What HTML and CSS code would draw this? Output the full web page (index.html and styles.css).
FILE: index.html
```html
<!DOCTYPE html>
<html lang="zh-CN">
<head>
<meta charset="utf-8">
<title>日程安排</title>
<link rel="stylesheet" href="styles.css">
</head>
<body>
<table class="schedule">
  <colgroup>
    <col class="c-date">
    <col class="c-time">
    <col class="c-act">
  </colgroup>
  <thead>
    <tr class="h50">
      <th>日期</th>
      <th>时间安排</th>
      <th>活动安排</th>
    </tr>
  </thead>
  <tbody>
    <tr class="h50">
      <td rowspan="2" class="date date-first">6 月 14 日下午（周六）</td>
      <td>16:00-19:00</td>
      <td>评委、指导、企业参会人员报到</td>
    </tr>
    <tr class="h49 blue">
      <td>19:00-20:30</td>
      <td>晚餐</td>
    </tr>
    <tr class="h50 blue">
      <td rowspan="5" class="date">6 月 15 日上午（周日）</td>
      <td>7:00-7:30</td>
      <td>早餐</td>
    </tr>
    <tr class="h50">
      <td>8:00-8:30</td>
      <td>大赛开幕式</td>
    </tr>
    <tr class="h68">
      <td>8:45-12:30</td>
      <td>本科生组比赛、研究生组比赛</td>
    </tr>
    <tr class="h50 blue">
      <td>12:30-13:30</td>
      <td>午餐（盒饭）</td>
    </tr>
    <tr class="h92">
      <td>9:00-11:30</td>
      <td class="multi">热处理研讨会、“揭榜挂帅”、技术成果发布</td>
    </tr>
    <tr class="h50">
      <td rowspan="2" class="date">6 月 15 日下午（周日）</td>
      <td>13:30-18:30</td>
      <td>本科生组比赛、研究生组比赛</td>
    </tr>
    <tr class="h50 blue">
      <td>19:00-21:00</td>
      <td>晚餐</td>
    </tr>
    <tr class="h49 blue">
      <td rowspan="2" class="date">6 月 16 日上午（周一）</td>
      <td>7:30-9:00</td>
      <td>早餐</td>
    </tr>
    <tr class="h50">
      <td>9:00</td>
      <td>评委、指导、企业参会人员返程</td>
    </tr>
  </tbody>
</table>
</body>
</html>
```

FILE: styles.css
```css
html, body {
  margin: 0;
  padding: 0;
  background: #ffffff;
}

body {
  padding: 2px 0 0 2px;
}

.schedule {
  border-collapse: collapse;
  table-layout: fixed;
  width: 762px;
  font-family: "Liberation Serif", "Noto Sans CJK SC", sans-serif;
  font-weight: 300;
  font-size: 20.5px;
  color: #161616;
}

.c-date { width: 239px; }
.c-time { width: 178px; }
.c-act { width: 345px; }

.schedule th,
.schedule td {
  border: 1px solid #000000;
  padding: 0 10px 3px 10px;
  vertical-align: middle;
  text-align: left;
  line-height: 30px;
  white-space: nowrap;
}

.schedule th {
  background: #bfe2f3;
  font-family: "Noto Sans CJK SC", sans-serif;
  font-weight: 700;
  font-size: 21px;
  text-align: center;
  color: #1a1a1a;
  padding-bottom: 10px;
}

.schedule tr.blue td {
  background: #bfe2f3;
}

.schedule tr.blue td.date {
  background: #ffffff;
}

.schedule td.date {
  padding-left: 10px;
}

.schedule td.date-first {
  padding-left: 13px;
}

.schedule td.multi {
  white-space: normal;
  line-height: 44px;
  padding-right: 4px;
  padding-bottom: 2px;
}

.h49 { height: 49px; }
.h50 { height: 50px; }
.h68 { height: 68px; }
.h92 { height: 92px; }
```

## Exercise requirements
Filter the data, keeping only the lines that contain "index".

## Final result
What HTML and CSS code would draw this? Output the full web page (index.html and styles.css).
FILE: index.html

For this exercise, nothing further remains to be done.